Do not copy the pictures; transcribe all other material exactly.
________________
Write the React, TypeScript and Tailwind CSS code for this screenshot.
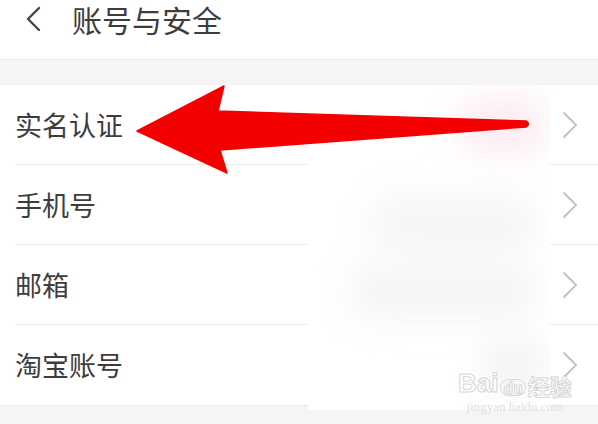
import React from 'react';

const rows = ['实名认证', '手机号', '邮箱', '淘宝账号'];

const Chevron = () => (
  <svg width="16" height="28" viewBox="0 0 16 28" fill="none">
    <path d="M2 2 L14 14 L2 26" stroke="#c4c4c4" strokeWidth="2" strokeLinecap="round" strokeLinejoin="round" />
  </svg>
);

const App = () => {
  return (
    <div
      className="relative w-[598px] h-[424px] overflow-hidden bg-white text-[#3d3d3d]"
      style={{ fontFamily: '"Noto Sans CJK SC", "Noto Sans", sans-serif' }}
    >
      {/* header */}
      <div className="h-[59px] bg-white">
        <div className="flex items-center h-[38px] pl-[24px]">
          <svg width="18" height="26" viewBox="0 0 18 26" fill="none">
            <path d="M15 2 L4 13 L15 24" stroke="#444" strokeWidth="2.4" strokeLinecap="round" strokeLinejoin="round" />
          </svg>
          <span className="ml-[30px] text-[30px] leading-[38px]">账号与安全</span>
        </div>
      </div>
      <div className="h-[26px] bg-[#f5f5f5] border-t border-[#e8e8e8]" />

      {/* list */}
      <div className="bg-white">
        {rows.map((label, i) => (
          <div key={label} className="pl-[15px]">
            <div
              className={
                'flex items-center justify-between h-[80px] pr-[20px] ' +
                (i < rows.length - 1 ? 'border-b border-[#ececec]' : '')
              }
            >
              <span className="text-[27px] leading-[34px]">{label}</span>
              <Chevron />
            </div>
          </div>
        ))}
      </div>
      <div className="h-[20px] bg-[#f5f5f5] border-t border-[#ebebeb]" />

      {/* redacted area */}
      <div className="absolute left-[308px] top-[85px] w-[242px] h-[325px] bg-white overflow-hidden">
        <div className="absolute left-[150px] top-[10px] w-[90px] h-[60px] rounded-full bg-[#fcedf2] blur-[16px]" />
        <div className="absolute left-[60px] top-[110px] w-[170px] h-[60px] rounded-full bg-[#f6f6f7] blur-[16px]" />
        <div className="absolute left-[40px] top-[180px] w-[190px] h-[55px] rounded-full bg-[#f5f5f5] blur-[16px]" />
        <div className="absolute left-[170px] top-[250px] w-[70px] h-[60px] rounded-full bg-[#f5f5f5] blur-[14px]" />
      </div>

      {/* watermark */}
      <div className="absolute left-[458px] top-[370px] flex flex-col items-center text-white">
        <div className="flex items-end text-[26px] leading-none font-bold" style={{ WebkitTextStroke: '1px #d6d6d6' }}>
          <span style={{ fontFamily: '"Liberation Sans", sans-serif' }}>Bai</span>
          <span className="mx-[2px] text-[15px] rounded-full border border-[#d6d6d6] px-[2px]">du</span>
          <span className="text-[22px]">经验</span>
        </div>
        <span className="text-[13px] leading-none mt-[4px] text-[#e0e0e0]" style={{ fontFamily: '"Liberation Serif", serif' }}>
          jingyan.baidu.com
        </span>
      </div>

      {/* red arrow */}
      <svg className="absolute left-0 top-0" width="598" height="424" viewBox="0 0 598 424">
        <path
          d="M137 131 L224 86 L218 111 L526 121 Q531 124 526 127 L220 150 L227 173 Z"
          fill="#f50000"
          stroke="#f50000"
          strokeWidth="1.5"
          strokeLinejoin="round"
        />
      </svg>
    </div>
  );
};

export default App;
________________
▸ EXERCISE ANSWER
Write the React, TypeScript and Tailwind CSS code for this screenshot.
import React from 'react';

const rows = ['实名认证', '手机号', '邮箱', '淘宝账号'];

const Chevron = () => (
  <svg width="16" height="28" viewBox="0 0 16 28" fill="none">
    <path d="M2 2 L14 14 L2 26" stroke="#c4c4c4" strokeWidth="2" strokeLinecap="round" strokeLinejoin="round" />
  </svg>
);

const App = () => {
  return (
    <div
      className="relative w-[598px] h-[424px] overflow-hidden bg-white text-[#3d3d3d]"
      style={{ fontFamily: '"Noto Sans CJK SC", "Noto Sans", sans-serif' }}
    >
      {/* header */}
      <div className="h-[59px] bg-white">
        <div className="flex items-center h-[38px] pl-[24px]">
          <svg width="18" height="26" viewBox="0 0 18 26" fill="none">
            <path d="M15 2 L4 13 L15 24" stroke="#444" strokeWidth="2.4" strokeLinecap="round" strokeLinejoin="round" />
          </svg>
          <span className="ml-[30px] text-[30px] leading-[38px]">账号与安全</span>
        </div>
      </div>
      <div className="h-[26px] bg-[#f5f5f5] border-t border-[#e8e8e8]" />

      {/* list */}
      <div className="bg-white">
        {rows.map((label, i) => (
          <div key={label} className="pl-[15px]">
            <div
              className={
                'flex items-center justify-between h-[80px] pr-[20px] ' +
                (i < rows.length - 1 ? 'border-b border-[#ececec]' : '')
              }
            >
              <span className="text-[27px] leading-[34px]">{label}</span>
              <Chevron />
            </div>
          </div>
        ))}
      </div>
      <div className="h-[20px] bg-[#f5f5f5] border-t border-[#ebebeb]" />

      {/* redacted area */}
      <div className="absolute left-[308px] top-[85px] w-[242px] h-[325px] bg-white overflow-hidden">
        <div className="absolute left-[150px] top-[10px] w-[90px] h-[60px] rounded-full bg-[#fcedf2] blur-[16px]" />
        <div className="absolute left-[60px] top-[110px] w-[170px] h-[60px] rounded-full bg-[#f6f6f7] blur-[16px]" />
        <div className="absolute left-[40px] top-[180px] w-[190px] h-[55px] rounded-full bg-[#f5f5f5] blur-[16px]" />
        <div className="absolute left-[170px] top-[250px] w-[70px] h-[60px] rounded-full bg-[#f5f5f5] blur-[14px]" />
      </div>

      {/* watermark */}
      <div className="absolute left-[458px] top-[370px] flex flex-col items-center text-white">
        <div className="flex items-end text-[26px] leading-none font-bold" style={{ WebkitTextStroke: '1px #d6d6d6' }}>
          <span style={{ fontFamily: '"Liberation Sans", sans-serif' }}>Bai</span>
          <span className="mx-[2px] text-[15px] rounded-full border border-[#d6d6d6] px-[2px]">du</span>
          <span className="text-[22px]">经验</span>
        </div>
        <span className="text-[13px] leading-none mt-[4px] text-[#e0e0e0]" style={{ fontFamily: '"Liberation Serif", serif' }}>
          jingyan.baidu.com
        </span>
      </div>

      {/* red arrow */}
      <svg className="absolute left-0 top-0" width="598" height="424" viewBox="0 0 598 424">
        <path
          d="M137 131 L224 86 L218 111 L526 121 Q531 124 526 127 L220 150 L227 173 Z"
          fill="#f50000"
          stroke="#f50000"
          strokeWidth="1.5"
          strokeLinejoin="round"
        />
      </svg>
    </div>
  );
};

export default App;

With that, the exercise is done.